Problem statement: Write out the data below exactly as given, without any of its pictures.

Material:
* * *

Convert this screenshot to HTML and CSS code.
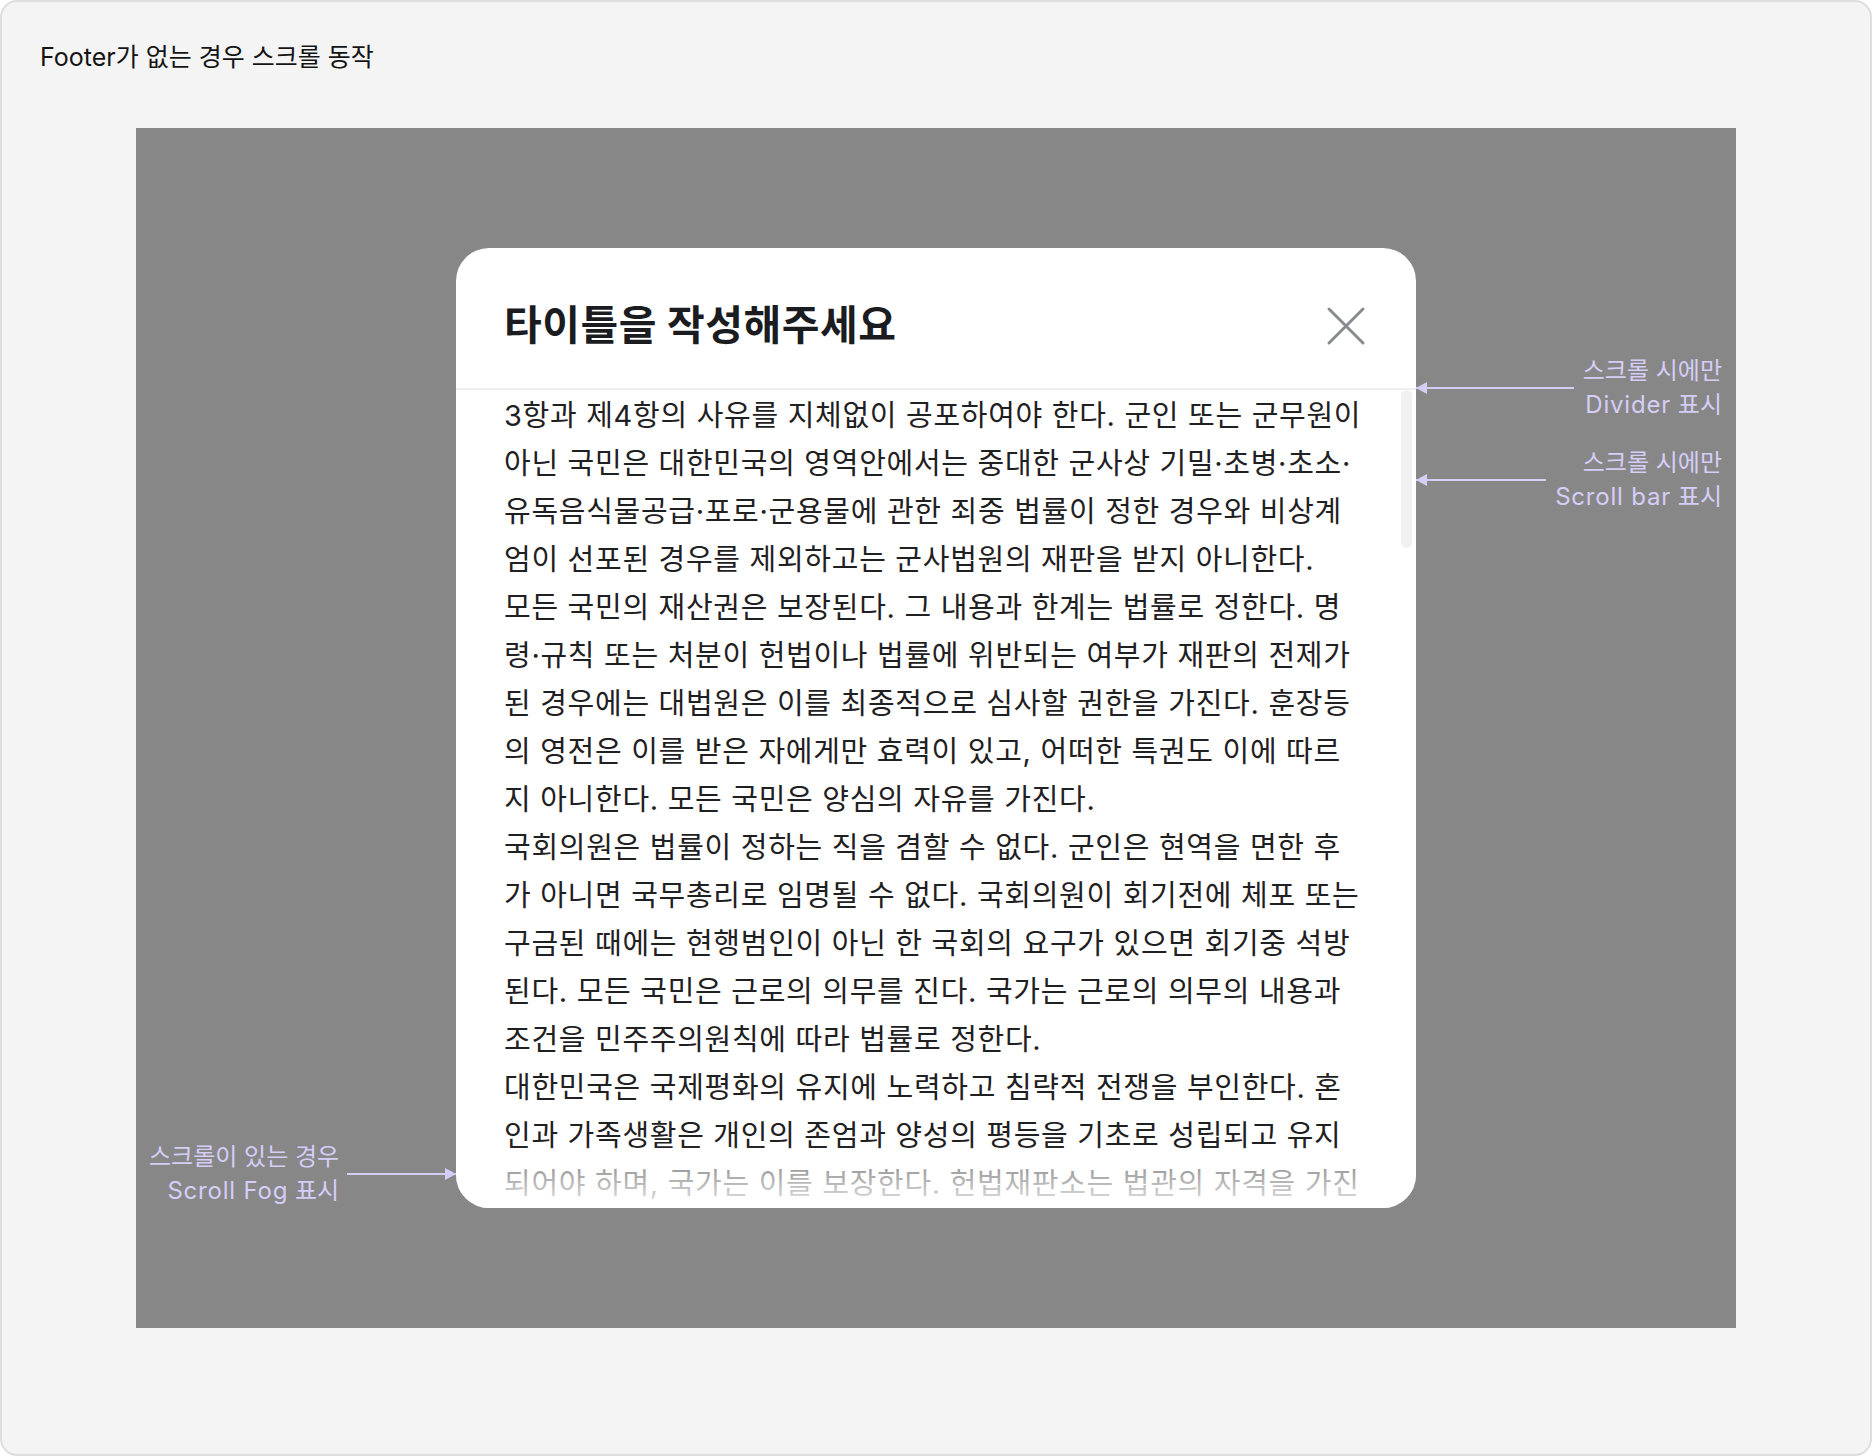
FILE: index.html
```html
<!DOCTYPE html>
<html lang="ko">
<head>
<meta charset="utf-8">
<title>Footer가 없는 경우 스크롤 동작</title>
<link rel="stylesheet" href="styles.css">
</head>
<body>
<div class="frame">
  <h1 class="frame-title">Footer가 없는 경우 스크롤 동작</h1>
  <div class="canvas">
    <div class="modal">
      <div class="modal-header">
        <h2 class="modal-title">타이틀을 작성해주세요</h2>
        <button class="close-btn" type="button" aria-label="닫기">
          <svg width="44" height="44" viewBox="0 0 44 44" fill="none">
            <path d="M5 5 L39 39 M39 5 L5 39" stroke="#878b90" stroke-width="3" stroke-linecap="round"/>
          </svg>
        </button>
      </div>
      <div class="divider"></div>
      <div class="modal-body">
        <div class="body-text">
          <p class="para">
            <span class="line">3항과 제4항의 사유를 지체없이 공포하여야 한다. 군인 또는 군무원이</span>
            <span class="line">아닌 국민은 대한민국의 영역안에서는 중대한 군사상 기밀·초병·초소·</span>
            <span class="line">유독음식물공급·포로·군용물에 관한 죄중 법률이 정한 경우와 비상계</span>
            <span class="line">엄이 선포된 경우를 제외하고는 군사법원의 재판을 받지 아니한다.</span>
          </p>
          <p class="para">
            <span class="line">모든 국민의 재산권은 보장된다. 그 내용과 한계는 법률로 정한다. 명</span>
            <span class="line">령·규칙 또는 처분이 헌법이나 법률에 위반되는 여부가 재판의 전제가</span>
            <span class="line">된 경우에는 대법원은 이를 최종적으로 심사할 권한을 가진다. 훈장등</span>
            <span class="line">의 영전은 이를 받은 자에게만 효력이 있고, 어떠한 특권도 이에 따르</span>
            <span class="line">지 아니한다. 모든 국민은 양심의 자유를 가진다.</span>
          </p>
          <p class="para">
            <span class="line">국회의원은 법률이 정하는 직을 겸할 수 없다. 군인은 현역을 면한 후</span>
            <span class="line">가 아니면 국무총리로 임명될 수 없다. 국회의원이 회기전에 체포 또는</span>
            <span class="line">구금된 때에는 현행범인이 아닌 한 국회의 요구가 있으면 회기중 석방</span>
            <span class="line">된다. 모든 국민은 근로의 의무를 진다. 국가는 근로의 의무의 내용과</span>
            <span class="line">조건을 민주주의원칙에 따라 법률로 정한다.</span>
          </p>
          <p class="para">
            <span class="line">대한민국은 국제평화의 유지에 노력하고 침략적 전쟁을 부인한다. 혼</span>
            <span class="line">인과 가족생활은 개인의 존엄과 양성의 평등을 기초로 성립되고 유지</span>
            <span class="line">되어야 하며, 국가는 이를 보장한다. 헌법재판소는 법관의 자격을 가진</span>
          </p>
        </div>
        <div class="scroll-thumb"></div>
        <div class="scroll-fog"></div>
      </div>
    </div>

    <div class="note note-divider">
      <span class="note-arrow note-arrow-left"></span>
      <span class="note-text">스크롤 시에만<br><span class="latin">Divider</span> 표시</span>
    </div>
    <div class="note note-scrollbar">
      <span class="note-arrow note-arrow-left"></span>
      <span class="note-text">스크롤 시에만<br><span class="latin">Scroll bar</span> 표시</span>
    </div>
    <div class="note note-fog">
      <span class="note-text">스크롤이 있는 경우<br><span class="latin">Scroll Fog</span> 표시</span>
      <span class="note-arrow note-arrow-right"></span>
    </div>
  </div>
</div>
</body>
</html>
```

FILE: styles.css
```css
* {
  box-sizing: border-box;
}

html, body {
  margin: 0;
  padding: 0;
  background: #ffffff;
}

body {
  font-family: Inter, "Noto Sans CJK KR", "Noto Sans", sans-serif;
  color: #1c1c1e;
}

.frame {
  width: 1872px;
  height: 1456px;
  border: 2px solid #dedede;
  border-radius: 17px;
  background: #f4f4f4;
  padding: 38px 0 0 38px;
  overflow: hidden;
}

.frame-title {
  margin: 0;
  font-size: 25px;
  line-height: 34px;
  font-weight: 400;
  color: #141414;
  letter-spacing: 0;
}

.canvas {
  position: relative;
  width: 1600px;
  height: 1200px;
  margin: 54px 0 0 96px;
  background: #878787;
  display: flex;
  align-items: center;
  justify-content: center;
}

.modal {
  width: 960px;
  height: 960px;
  background: #ffffff;
  border-radius: 33px;
  overflow: hidden;
  display: flex;
  flex-direction: column;
}

.modal-header {
  height: 140px;
  flex: 0 0 140px;
  padding: 48px 48px 0 48px;
  display: flex;
  align-items: flex-start;
  justify-content: space-between;
}

.modal-title {
  margin: 0;
  font-size: 41px;
  line-height: 58px;
  font-weight: 700;
  color: #1b1c1f;
  letter-spacing: 0.5px;
}

.close-btn {
  width: 44px;
  height: 44px;
  padding: 0;
  margin-top: 8px;
  border: 0;
  background: transparent;
  display: block;
}

.close-btn svg {
  display: block;
}

.divider {
  flex: 0 0 2px;
  height: 2px;
  background: #efefef;
}

.modal-body {
  position: relative;
  flex: 1 1 auto;
  overflow: hidden;
}

.body-text {
  padding: 2px 48px 0 48px;
  font-size: 29px;
  line-height: 48px;
  letter-spacing: 0.7px;
  color: #1f2022;
}

.para {
  margin: 0;
}

.line {
  display: block;
  white-space: nowrap;
}

.scroll-thumb {
  position: absolute;
  top: 0;
  right: 4px;
  width: 11px;
  height: 158px;
  border-radius: 6px;
  background: #f1f1f1;
}

.scroll-fog {
  position: absolute;
  left: 0;
  right: 0;
  bottom: 0;
  height: 62px;
  background: linear-gradient(to bottom,
    rgba(255, 255, 255, 0) 0%,
    rgba(255, 255, 255, 0.55) 35%,
    rgba(255, 255, 255, 0.9) 100%);
}

/* annotations */
.note {
  position: absolute;
  display: flex;
  align-items: center;
  color: #d6cdf7;
  font-size: 24px;
  line-height: 34px;
}

.note-text {
  white-space: nowrap;
  text-align: right;
}

.latin {
  letter-spacing: 0.8px;
}

.note-divider {
  left: 1280px;
  right: 14px;
  top: 226px;
  gap: 9px;
}

.note-scrollbar {
  left: 1280px;
  right: 14px;
  top: 318px;
  gap: 9px;
}

.note-fog {
  left: 13px;
  width: 307px;
  top: 1012px;
  gap: 8px;
}

.note-arrow {
  position: relative;
  flex: 1 1 auto;
  height: 2px;
  background: #d6cdf7;
}

.note-arrow::before {
  content: "";
  position: absolute;
  top: -5px;
  width: 0;
  height: 0;
  border-top: 6px solid transparent;
  border-bottom: 6px solid transparent;
}

.note-arrow-left::before {
  left: 0;
  border-right: 11px solid #d6cdf7;
}

.note-arrow-right::before {
  right: 0;
  border-left: 11px solid #d6cdf7;
}
```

* * *

Task solution:
Convert this screenshot to HTML and CSS code.
FILE: index.html
```html
<!DOCTYPE html>
<html lang="ko">
<head>
<meta charset="utf-8">
<title>Footer가 없는 경우 스크롤 동작</title>
<link rel="stylesheet" href="styles.css">
</head>
<body>
<div class="frame">
  <h1 class="frame-title">Footer가 없는 경우 스크롤 동작</h1>
  <div class="canvas">
    <div class="modal">
      <div class="modal-header">
        <h2 class="modal-title">타이틀을 작성해주세요</h2>
        <button class="close-btn" type="button" aria-label="닫기">
          <svg width="44" height="44" viewBox="0 0 44 44" fill="none">
            <path d="M5 5 L39 39 M39 5 L5 39" stroke="#878b90" stroke-width="3" stroke-linecap="round"/>
          </svg>
        </button>
      </div>
      <div class="divider"></div>
      <div class="modal-body">
        <div class="body-text">
          <p class="para">
            <span class="line">3항과 제4항의 사유를 지체없이 공포하여야 한다. 군인 또는 군무원이</span>
            <span class="line">아닌 국민은 대한민국의 영역안에서는 중대한 군사상 기밀·초병·초소·</span>
            <span class="line">유독음식물공급·포로·군용물에 관한 죄중 법률이 정한 경우와 비상계</span>
            <span class="line">엄이 선포된 경우를 제외하고는 군사법원의 재판을 받지 아니한다.</span>
          </p>
          <p class="para">
            <span class="line">모든 국민의 재산권은 보장된다. 그 내용과 한계는 법률로 정한다. 명</span>
            <span class="line">령·규칙 또는 처분이 헌법이나 법률에 위반되는 여부가 재판의 전제가</span>
            <span class="line">된 경우에는 대법원은 이를 최종적으로 심사할 권한을 가진다. 훈장등</span>
            <span class="line">의 영전은 이를 받은 자에게만 효력이 있고, 어떠한 특권도 이에 따르</span>
            <span class="line">지 아니한다. 모든 국민은 양심의 자유를 가진다.</span>
          </p>
          <p class="para">
            <span class="line">국회의원은 법률이 정하는 직을 겸할 수 없다. 군인은 현역을 면한 후</span>
            <span class="line">가 아니면 국무총리로 임명될 수 없다. 국회의원이 회기전에 체포 또는</span>
            <span class="line">구금된 때에는 현행범인이 아닌 한 국회의 요구가 있으면 회기중 석방</span>
            <span class="line">된다. 모든 국민은 근로의 의무를 진다. 국가는 근로의 의무의 내용과</span>
            <span class="line">조건을 민주주의원칙에 따라 법률로 정한다.</span>
          </p>
          <p class="para">
            <span class="line">대한민국은 국제평화의 유지에 노력하고 침략적 전쟁을 부인한다. 혼</span>
            <span class="line">인과 가족생활은 개인의 존엄과 양성의 평등을 기초로 성립되고 유지</span>
            <span class="line">되어야 하며, 국가는 이를 보장한다. 헌법재판소는 법관의 자격을 가진</span>
          </p>
        </div>
        <div class="scroll-thumb"></div>
        <div class="scroll-fog"></div>
      </div>
    </div>

    <div class="note note-divider">
      <span class="note-arrow note-arrow-left"></span>
      <span class="note-text">스크롤 시에만<br><span class="latin">Divider</span> 표시</span>
    </div>
    <div class="note note-scrollbar">
      <span class="note-arrow note-arrow-left"></span>
      <span class="note-text">스크롤 시에만<br><span class="latin">Scroll bar</span> 표시</span>
    </div>
    <div class="note note-fog">
      <span class="note-text">스크롤이 있는 경우<br><span class="latin">Scroll Fog</span> 표시</span>
      <span class="note-arrow note-arrow-right"></span>
    </div>
  </div>
</div>
</body>
</html>
```

FILE: styles.css
```css
* {
  box-sizing: border-box;
}

html, body {
  margin: 0;
  padding: 0;
  background: #ffffff;
}

body {
  font-family: Inter, "Noto Sans CJK KR", "Noto Sans", sans-serif;
  color: #1c1c1e;
}

.frame {
  width: 1872px;
  height: 1456px;
  border: 2px solid #dedede;
  border-radius: 17px;
  background: #f4f4f4;
  padding: 38px 0 0 38px;
  overflow: hidden;
}

.frame-title {
  margin: 0;
  font-size: 25px;
  line-height: 34px;
  font-weight: 400;
  color: #141414;
  letter-spacing: 0;
}

.canvas {
  position: relative;
  width: 1600px;
  height: 1200px;
  margin: 54px 0 0 96px;
  background: #878787;
  display: flex;
  align-items: center;
  justify-content: center;
}

.modal {
  width: 960px;
  height: 960px;
  background: #ffffff;
  border-radius: 33px;
  overflow: hidden;
  display: flex;
  flex-direction: column;
}

.modal-header {
  height: 140px;
  flex: 0 0 140px;
  padding: 48px 48px 0 48px;
  display: flex;
  align-items: flex-start;
  justify-content: space-between;
}

.modal-title {
  margin: 0;
  font-size: 41px;
  line-height: 58px;
  font-weight: 700;
  color: #1b1c1f;
  letter-spacing: 0.5px;
}

.close-btn {
  width: 44px;
  height: 44px;
  padding: 0;
  margin-top: 8px;
  border: 0;
  background: transparent;
  display: block;
}

.close-btn svg {
  display: block;
}

.divider {
  flex: 0 0 2px;
  height: 2px;
  background: #efefef;
}

.modal-body {
  position: relative;
  flex: 1 1 auto;
  overflow: hidden;
}

.body-text {
  padding: 2px 48px 0 48px;
  font-size: 29px;
  line-height: 48px;
  letter-spacing: 0.7px;
  color: #1f2022;
}

.para {
  margin: 0;
}

.line {
  display: block;
  white-space: nowrap;
}

.scroll-thumb {
  position: absolute;
  top: 0;
  right: 4px;
  width: 11px;
  height: 158px;
  border-radius: 6px;
  background: #f1f1f1;
}

.scroll-fog {
  position: absolute;
  left: 0;
  right: 0;
  bottom: 0;
  height: 62px;
  background: linear-gradient(to bottom,
    rgba(255, 255, 255, 0) 0%,
    rgba(255, 255, 255, 0.55) 35%,
    rgba(255, 255, 255, 0.9) 100%);
}

/* annotations */
.note {
  position: absolute;
  display: flex;
  align-items: center;
  color: #d6cdf7;
  font-size: 24px;
  line-height: 34px;
}

.note-text {
  white-space: nowrap;
  text-align: right;
}

.latin {
  letter-spacing: 0.8px;
}

.note-divider {
  left: 1280px;
  right: 14px;
  top: 226px;
  gap: 9px;
}

.note-scrollbar {
  left: 1280px;
  right: 14px;
  top: 318px;
  gap: 9px;
}

.note-fog {
  left: 13px;
  width: 307px;
  top: 1012px;
  gap: 8px;
}

.note-arrow {
  position: relative;
  flex: 1 1 auto;
  height: 2px;
  background: #d6cdf7;
}

.note-arrow::before {
  content: "";
  position: absolute;
  top: -5px;
  width: 0;
  height: 0;
  border-top: 6px solid transparent;
  border-bottom: 6px solid transparent;
}

.note-arrow-left::before {
  left: 0;
  border-right: 11px solid #d6cdf7;
}

.note-arrow-right::before {
  right: 0;
  border-left: 11px solid #d6cdf7;
}
```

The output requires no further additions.